/---
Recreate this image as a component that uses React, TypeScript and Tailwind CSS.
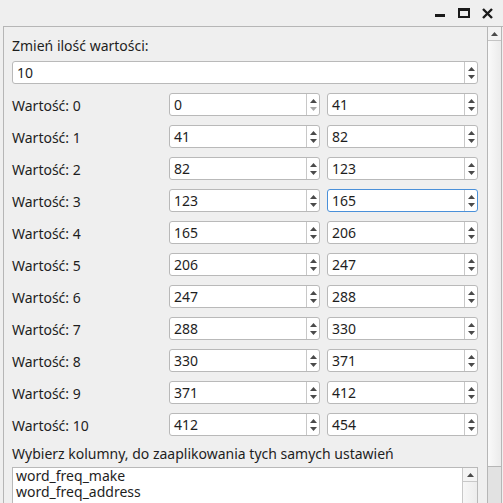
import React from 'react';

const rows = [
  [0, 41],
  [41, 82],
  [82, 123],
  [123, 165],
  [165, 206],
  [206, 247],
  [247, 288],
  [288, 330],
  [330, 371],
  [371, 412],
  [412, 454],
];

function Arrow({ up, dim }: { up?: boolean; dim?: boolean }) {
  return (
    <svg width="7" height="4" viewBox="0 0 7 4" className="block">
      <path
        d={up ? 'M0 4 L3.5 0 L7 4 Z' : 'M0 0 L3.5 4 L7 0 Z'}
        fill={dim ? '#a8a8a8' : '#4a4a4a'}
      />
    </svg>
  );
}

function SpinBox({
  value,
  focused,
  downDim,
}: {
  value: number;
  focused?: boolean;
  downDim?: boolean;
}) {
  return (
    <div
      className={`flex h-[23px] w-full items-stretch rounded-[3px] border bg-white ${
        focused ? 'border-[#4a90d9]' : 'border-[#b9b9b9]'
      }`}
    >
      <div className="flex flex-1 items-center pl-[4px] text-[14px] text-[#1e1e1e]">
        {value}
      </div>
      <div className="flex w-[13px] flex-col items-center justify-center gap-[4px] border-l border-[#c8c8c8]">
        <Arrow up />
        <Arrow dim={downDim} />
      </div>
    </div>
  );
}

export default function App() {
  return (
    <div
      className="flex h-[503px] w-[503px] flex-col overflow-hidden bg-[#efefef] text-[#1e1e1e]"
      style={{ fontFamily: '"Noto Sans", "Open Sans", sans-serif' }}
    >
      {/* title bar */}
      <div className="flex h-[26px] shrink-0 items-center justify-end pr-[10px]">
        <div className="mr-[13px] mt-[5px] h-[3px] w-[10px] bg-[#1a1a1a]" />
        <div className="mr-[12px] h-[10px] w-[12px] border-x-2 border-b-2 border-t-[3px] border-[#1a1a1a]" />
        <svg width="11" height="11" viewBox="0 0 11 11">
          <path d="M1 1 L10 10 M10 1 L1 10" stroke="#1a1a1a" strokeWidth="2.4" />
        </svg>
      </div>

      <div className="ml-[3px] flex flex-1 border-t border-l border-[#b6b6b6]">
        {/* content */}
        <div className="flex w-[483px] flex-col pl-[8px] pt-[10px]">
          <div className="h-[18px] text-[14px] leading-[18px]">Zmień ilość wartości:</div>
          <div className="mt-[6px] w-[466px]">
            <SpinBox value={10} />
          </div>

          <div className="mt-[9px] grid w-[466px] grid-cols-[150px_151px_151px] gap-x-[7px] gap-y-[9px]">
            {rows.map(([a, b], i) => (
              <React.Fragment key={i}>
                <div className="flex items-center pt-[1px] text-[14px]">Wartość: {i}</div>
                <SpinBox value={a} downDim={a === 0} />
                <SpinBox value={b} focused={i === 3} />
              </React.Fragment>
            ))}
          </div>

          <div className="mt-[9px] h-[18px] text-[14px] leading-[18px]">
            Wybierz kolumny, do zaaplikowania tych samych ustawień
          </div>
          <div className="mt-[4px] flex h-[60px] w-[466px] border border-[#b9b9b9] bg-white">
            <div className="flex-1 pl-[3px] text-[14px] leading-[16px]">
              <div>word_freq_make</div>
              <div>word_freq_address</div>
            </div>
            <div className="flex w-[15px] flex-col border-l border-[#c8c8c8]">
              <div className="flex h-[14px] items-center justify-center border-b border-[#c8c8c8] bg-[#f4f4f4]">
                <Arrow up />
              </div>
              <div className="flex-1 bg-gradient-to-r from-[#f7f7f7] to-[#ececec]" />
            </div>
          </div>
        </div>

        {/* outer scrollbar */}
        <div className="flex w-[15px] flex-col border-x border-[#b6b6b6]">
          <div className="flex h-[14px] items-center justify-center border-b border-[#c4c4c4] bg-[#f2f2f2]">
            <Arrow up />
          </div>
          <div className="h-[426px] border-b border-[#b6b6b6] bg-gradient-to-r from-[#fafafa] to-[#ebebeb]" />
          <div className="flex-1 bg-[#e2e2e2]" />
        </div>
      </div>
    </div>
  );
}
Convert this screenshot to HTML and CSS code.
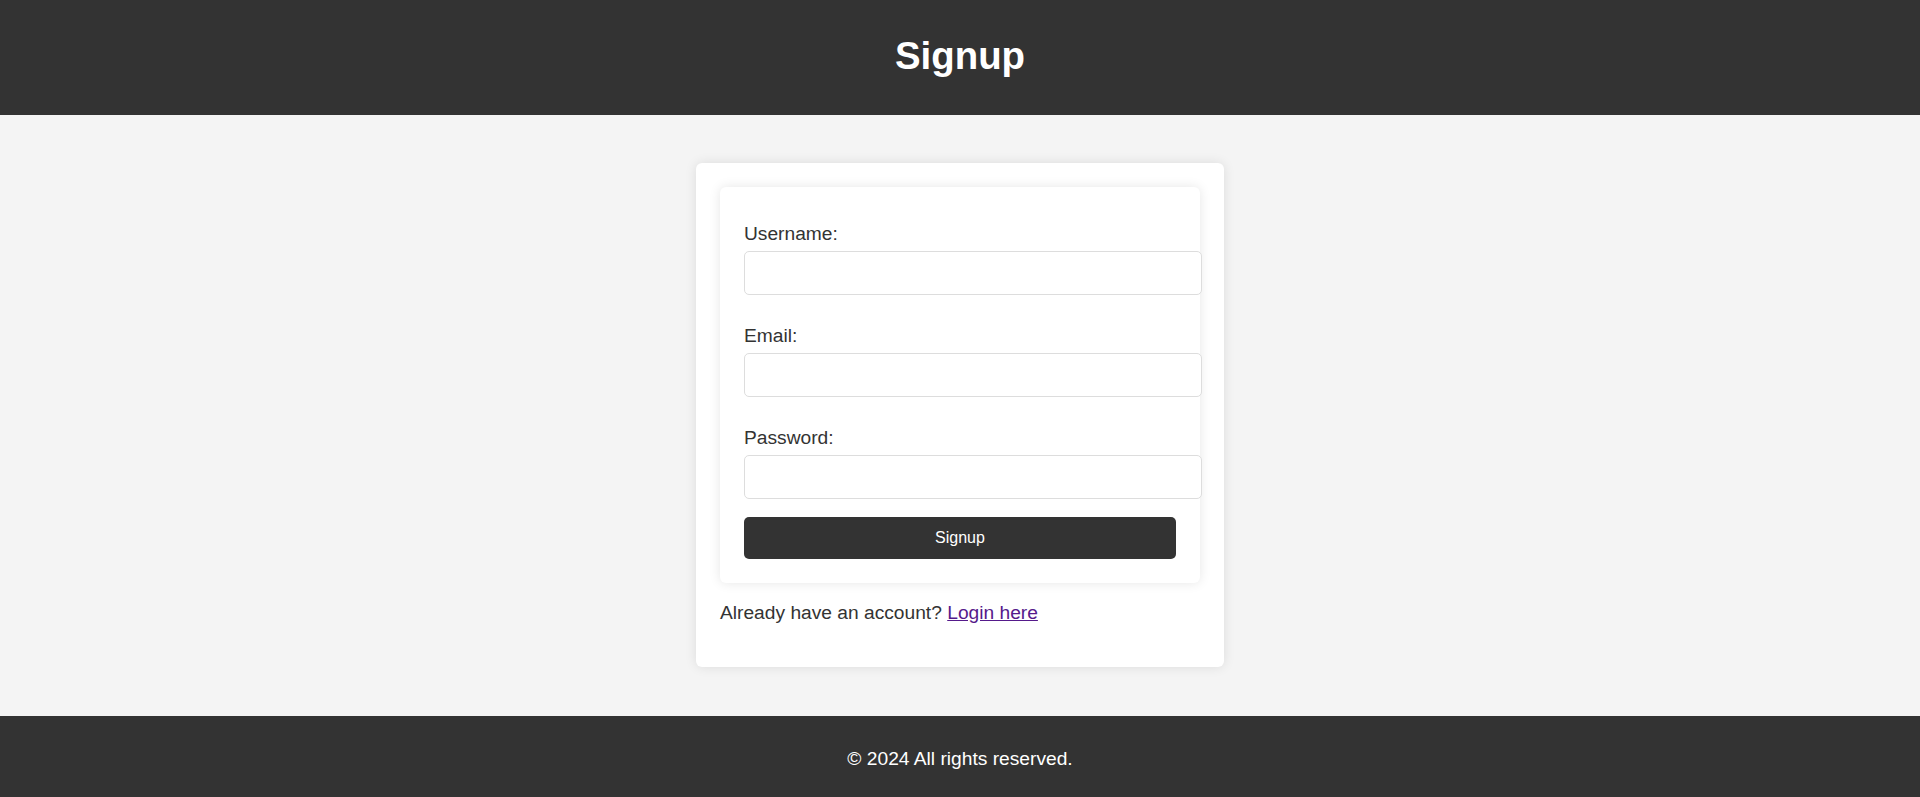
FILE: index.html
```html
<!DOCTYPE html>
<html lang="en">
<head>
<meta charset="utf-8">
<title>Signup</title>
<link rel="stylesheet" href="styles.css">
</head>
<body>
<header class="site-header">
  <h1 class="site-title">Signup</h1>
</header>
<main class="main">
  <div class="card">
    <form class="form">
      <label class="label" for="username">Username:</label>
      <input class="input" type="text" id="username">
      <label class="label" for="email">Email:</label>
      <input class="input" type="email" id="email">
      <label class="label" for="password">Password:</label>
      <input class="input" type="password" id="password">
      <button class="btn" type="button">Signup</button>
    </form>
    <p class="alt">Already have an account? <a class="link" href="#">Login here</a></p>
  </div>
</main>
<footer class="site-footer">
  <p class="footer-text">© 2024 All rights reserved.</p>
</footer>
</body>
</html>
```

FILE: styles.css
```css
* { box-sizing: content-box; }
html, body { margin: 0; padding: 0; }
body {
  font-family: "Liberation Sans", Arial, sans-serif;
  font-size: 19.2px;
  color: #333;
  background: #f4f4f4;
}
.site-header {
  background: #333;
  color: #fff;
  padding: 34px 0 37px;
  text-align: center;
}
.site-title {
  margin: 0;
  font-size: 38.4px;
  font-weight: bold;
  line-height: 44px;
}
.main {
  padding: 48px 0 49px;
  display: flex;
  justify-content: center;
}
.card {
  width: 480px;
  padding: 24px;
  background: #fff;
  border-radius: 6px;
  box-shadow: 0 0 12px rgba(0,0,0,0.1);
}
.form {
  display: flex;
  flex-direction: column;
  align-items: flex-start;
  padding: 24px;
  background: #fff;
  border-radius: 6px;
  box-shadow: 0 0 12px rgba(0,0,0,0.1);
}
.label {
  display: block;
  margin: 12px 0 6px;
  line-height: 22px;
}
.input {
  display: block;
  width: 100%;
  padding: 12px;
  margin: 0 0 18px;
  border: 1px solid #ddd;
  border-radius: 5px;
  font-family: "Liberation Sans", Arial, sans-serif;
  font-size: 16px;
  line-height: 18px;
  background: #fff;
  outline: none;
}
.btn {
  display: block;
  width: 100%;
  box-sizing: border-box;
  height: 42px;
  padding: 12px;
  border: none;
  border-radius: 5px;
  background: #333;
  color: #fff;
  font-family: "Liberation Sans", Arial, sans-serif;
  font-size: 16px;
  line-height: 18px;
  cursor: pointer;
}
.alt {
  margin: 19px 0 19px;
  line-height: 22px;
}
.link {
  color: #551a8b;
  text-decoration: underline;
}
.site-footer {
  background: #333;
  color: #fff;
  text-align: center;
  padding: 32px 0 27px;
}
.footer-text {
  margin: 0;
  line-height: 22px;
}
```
\---
Using the listing, say how many lines include the word "React", and add nothing else.

4